- [TASK DIRECTIONS] Go through the data below and gather each line containing "components".

- [DATASET CONTENT]
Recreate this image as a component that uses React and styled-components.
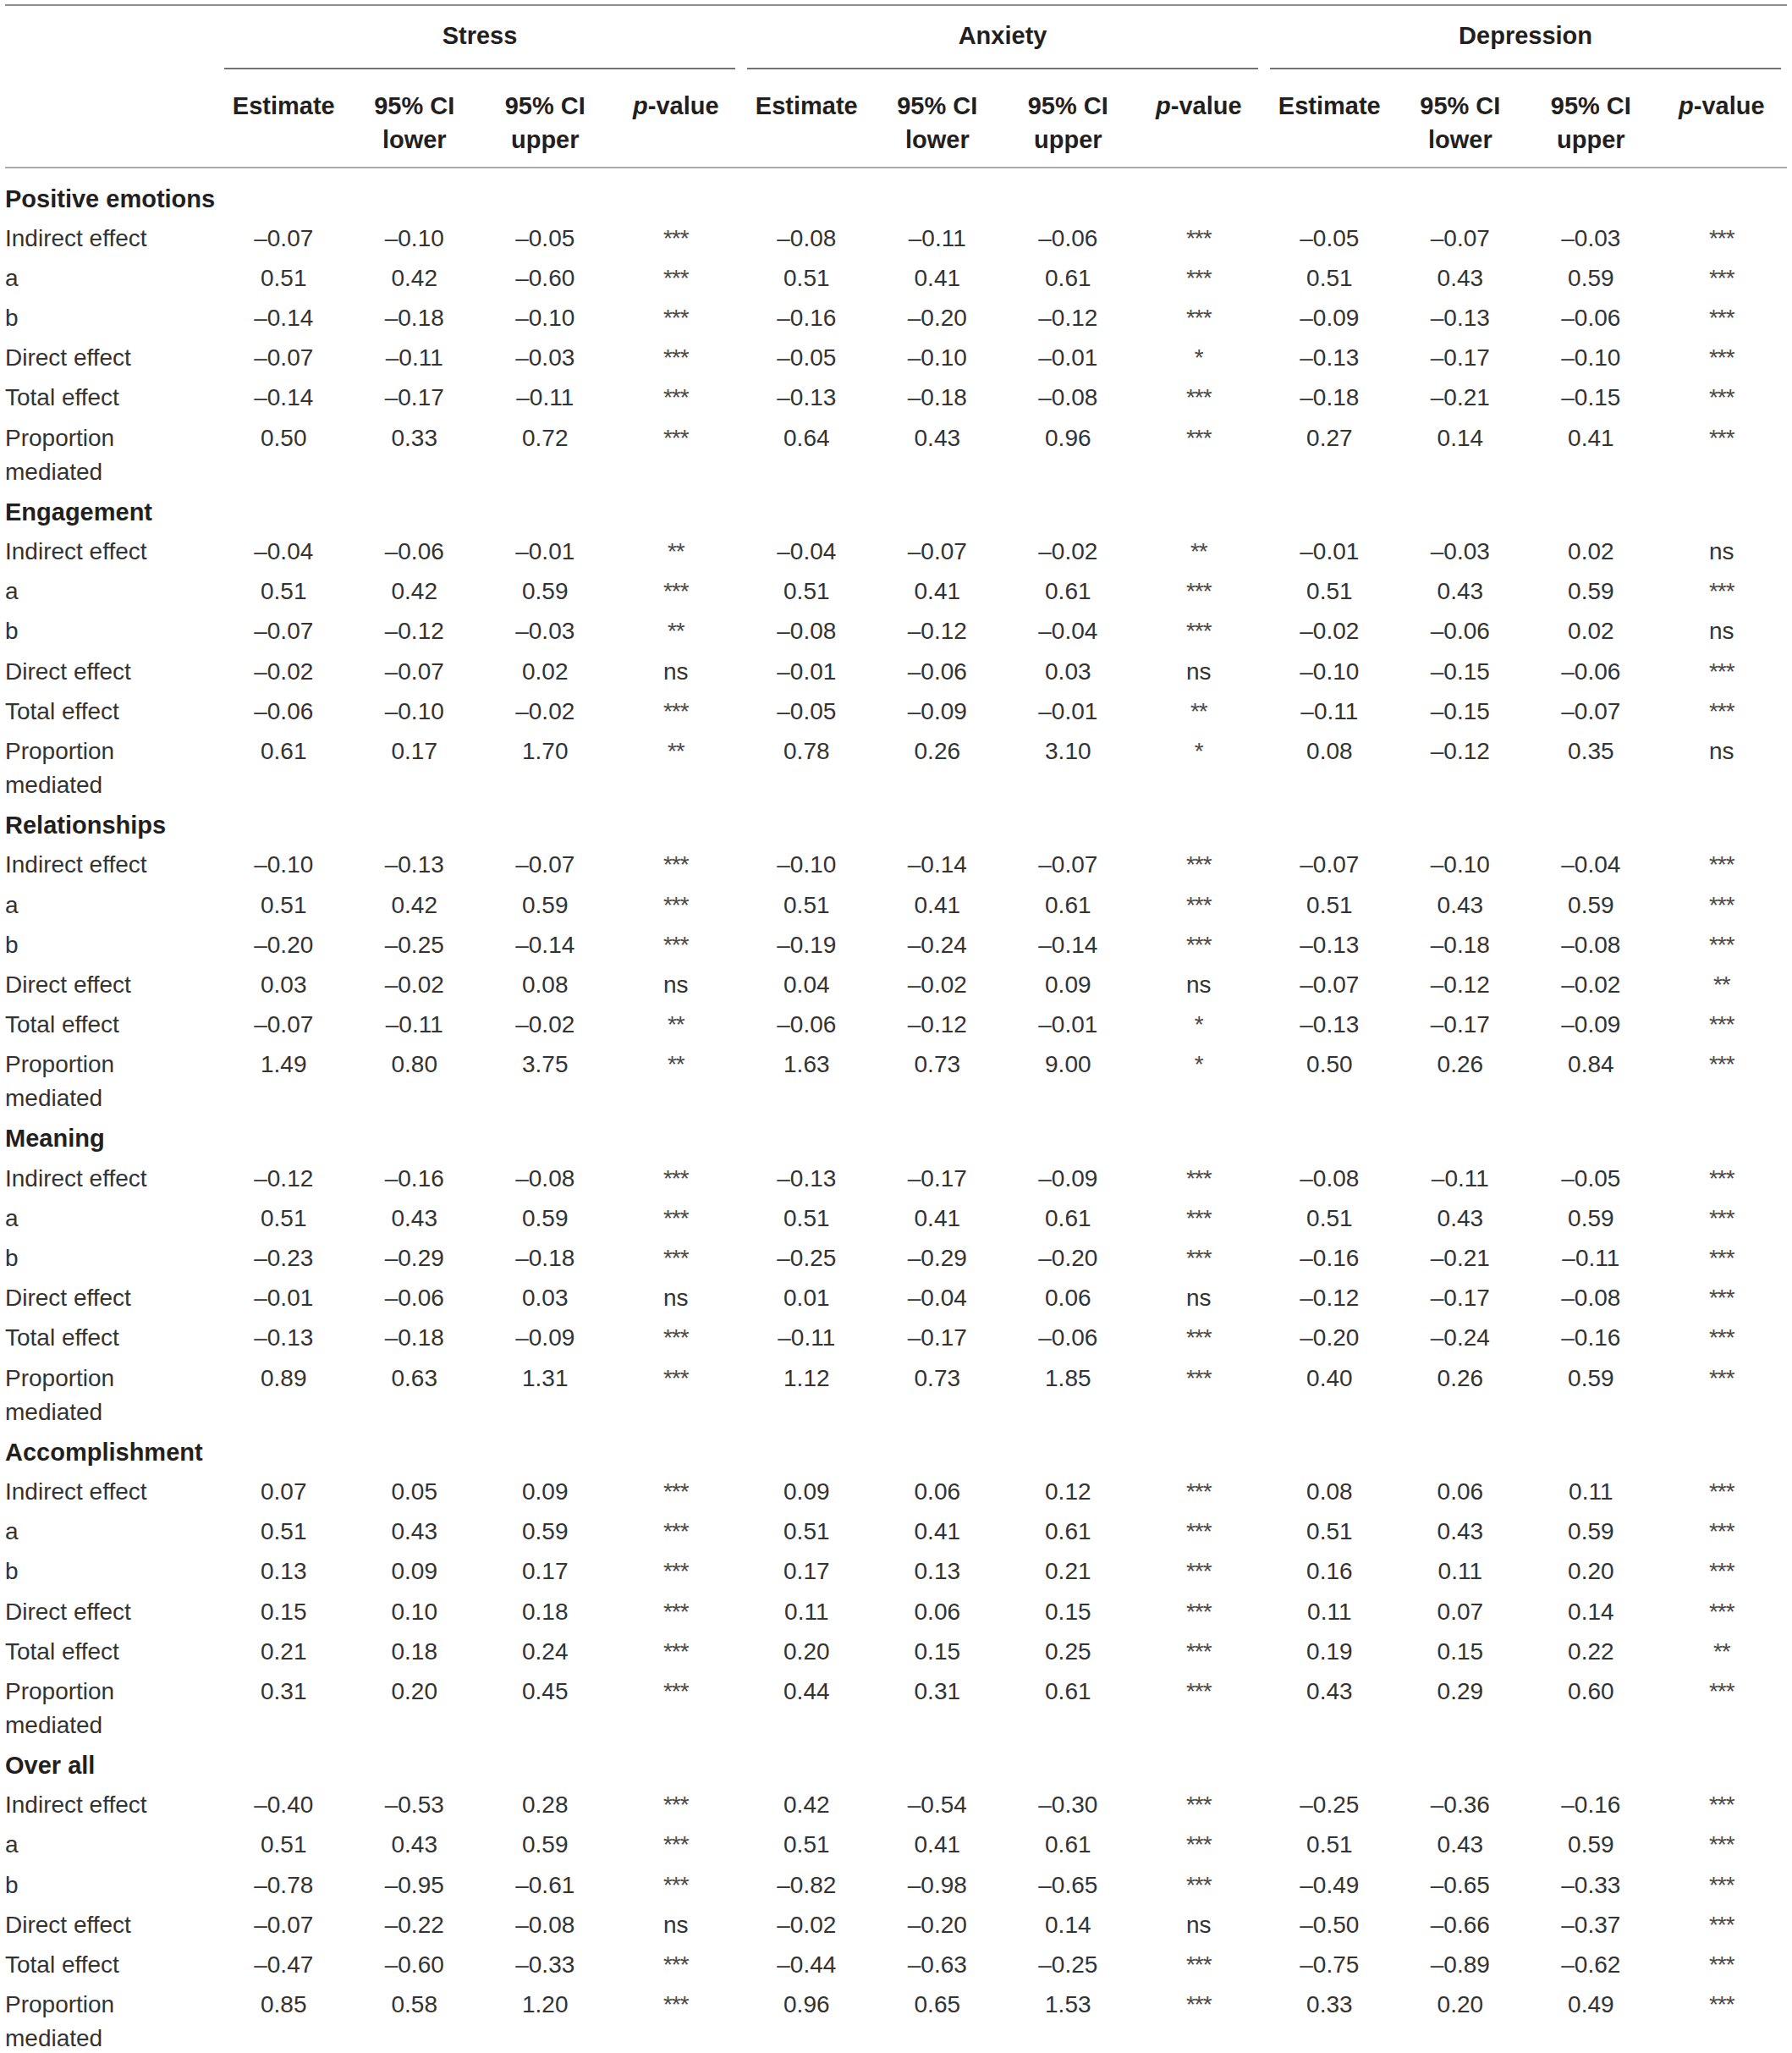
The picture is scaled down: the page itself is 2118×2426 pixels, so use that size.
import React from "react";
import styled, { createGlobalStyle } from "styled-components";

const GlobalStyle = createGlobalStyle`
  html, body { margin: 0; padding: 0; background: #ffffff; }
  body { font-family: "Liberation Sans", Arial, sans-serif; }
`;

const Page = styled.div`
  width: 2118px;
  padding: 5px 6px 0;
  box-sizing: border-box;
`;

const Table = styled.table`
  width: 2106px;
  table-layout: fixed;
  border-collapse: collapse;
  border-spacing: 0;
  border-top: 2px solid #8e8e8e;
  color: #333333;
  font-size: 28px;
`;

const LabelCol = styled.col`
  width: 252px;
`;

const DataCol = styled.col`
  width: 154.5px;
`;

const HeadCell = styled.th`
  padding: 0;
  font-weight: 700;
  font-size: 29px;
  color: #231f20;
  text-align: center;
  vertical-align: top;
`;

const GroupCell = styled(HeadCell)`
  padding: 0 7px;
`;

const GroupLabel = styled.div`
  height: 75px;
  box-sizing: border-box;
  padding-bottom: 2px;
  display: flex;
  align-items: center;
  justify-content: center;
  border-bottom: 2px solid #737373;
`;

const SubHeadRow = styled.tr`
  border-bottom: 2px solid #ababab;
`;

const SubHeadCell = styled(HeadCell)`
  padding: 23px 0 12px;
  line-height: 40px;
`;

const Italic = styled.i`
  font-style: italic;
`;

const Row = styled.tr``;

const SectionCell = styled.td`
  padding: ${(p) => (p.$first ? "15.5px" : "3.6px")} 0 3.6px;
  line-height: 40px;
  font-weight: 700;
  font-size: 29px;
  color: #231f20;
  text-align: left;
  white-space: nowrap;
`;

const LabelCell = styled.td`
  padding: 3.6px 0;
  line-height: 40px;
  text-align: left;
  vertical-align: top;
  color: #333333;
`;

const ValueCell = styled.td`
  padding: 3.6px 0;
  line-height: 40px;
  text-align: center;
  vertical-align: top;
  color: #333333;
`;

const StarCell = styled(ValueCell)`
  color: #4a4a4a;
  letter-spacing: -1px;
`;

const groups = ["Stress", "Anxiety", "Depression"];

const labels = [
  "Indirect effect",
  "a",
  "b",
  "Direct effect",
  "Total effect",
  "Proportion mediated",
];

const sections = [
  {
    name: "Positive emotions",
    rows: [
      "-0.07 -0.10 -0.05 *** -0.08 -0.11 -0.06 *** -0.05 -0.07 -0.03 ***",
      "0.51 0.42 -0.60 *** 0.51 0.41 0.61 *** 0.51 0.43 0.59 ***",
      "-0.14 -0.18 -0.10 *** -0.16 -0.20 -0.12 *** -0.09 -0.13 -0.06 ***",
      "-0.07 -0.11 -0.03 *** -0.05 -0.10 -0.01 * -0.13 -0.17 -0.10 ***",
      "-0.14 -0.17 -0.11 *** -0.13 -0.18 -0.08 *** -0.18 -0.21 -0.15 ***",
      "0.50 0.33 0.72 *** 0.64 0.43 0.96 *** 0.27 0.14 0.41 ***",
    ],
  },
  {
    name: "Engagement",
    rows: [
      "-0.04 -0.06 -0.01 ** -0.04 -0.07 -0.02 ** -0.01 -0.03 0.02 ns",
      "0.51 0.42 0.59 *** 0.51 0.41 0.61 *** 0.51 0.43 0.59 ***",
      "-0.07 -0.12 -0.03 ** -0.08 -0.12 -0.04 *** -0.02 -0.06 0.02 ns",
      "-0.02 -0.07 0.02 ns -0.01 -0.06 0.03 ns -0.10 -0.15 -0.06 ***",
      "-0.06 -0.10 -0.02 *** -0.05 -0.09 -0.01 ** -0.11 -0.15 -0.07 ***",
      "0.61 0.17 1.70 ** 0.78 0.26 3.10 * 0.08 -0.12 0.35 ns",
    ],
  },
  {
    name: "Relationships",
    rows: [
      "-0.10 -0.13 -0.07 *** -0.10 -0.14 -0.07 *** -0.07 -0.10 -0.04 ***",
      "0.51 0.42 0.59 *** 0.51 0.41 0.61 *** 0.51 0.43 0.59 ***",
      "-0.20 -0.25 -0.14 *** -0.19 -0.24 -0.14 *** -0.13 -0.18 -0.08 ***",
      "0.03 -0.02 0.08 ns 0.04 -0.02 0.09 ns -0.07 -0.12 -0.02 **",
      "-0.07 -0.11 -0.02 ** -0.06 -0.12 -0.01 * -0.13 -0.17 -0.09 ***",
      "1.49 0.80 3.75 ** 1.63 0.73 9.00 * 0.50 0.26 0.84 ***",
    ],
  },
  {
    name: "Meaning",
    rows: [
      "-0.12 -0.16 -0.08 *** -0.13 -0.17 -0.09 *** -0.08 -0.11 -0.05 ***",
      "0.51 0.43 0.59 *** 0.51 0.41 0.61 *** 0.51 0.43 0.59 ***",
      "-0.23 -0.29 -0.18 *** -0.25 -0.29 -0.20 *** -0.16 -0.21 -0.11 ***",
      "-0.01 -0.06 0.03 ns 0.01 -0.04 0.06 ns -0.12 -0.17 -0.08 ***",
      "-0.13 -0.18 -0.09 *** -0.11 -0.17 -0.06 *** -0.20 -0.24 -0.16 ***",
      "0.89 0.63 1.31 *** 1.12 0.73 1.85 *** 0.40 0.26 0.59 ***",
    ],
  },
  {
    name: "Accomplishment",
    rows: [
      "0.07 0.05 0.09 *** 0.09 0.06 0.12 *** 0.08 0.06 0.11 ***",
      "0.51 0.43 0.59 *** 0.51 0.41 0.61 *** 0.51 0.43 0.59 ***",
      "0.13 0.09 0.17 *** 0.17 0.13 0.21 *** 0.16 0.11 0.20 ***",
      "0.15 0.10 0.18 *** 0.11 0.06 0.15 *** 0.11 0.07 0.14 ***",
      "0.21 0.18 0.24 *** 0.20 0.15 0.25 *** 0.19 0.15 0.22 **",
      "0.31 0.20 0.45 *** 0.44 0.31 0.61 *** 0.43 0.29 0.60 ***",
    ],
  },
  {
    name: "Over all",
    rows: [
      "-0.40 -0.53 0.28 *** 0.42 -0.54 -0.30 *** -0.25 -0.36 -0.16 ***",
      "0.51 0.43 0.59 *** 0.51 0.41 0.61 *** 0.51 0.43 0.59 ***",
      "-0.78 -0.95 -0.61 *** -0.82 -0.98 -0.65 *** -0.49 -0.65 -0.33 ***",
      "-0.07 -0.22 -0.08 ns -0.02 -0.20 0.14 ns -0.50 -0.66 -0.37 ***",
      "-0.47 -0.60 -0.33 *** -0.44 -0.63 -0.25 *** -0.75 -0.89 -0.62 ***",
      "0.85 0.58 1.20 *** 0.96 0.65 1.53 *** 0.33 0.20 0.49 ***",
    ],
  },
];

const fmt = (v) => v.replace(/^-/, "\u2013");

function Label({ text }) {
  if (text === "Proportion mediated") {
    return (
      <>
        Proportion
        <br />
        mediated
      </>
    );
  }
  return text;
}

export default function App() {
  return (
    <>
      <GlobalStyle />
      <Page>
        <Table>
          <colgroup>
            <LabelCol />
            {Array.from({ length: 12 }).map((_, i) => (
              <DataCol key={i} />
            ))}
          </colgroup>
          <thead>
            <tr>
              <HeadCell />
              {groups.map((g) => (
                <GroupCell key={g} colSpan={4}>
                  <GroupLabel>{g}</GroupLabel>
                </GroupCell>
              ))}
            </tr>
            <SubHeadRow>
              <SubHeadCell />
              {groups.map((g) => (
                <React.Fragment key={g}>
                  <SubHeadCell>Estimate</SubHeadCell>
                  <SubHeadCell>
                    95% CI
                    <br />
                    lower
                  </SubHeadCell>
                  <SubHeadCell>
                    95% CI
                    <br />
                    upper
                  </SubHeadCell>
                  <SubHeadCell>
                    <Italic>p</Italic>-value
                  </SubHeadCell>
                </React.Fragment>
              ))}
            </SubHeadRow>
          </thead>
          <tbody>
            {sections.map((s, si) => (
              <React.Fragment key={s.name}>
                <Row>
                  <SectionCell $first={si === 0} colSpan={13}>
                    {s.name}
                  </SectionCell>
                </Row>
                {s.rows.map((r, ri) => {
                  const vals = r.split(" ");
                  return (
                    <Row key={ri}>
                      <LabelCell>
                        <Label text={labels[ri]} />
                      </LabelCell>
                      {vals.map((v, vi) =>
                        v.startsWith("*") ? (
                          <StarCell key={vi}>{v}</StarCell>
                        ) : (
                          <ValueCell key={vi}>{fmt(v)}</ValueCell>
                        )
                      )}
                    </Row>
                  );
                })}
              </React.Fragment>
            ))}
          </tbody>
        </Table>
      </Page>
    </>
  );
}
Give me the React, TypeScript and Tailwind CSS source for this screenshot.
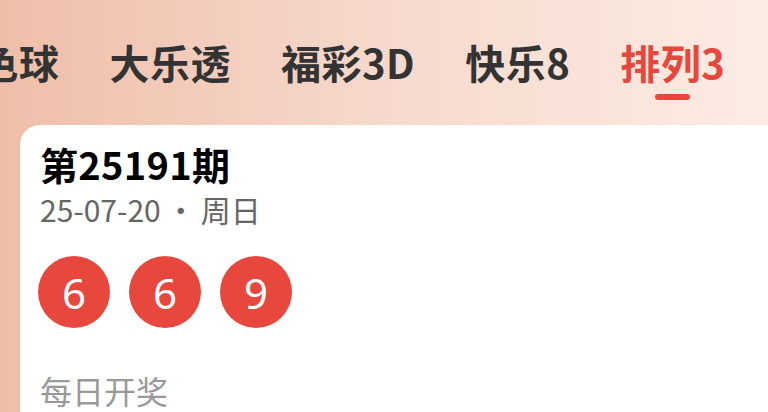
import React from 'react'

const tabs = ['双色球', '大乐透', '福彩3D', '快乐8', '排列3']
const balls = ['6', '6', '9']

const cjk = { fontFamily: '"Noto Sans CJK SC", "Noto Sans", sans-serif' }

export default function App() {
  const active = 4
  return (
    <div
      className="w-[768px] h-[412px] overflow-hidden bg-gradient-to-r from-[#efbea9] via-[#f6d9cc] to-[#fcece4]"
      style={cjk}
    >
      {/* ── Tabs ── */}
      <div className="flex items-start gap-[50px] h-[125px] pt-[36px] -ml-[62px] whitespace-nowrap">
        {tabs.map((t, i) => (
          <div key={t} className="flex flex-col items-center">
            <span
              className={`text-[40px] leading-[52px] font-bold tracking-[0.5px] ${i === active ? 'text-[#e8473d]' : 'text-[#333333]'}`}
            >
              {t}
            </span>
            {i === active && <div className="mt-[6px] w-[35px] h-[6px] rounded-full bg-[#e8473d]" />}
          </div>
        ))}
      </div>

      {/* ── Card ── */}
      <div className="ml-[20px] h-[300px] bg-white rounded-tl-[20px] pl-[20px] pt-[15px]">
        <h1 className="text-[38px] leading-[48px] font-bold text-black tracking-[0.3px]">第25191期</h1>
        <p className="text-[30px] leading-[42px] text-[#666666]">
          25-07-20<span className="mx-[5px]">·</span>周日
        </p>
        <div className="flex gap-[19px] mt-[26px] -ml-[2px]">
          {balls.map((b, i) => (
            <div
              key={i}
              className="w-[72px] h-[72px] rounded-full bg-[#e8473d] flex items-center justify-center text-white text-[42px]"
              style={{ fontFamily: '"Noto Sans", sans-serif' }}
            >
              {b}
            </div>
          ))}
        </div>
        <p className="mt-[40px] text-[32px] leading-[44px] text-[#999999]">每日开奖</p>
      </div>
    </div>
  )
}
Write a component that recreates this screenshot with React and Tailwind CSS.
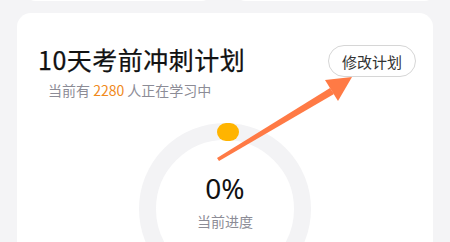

- [WORKED ANSWER]
Recreate this image as a component that uses React and styled-components.
import styled, { createGlobalStyle } from "styled-components";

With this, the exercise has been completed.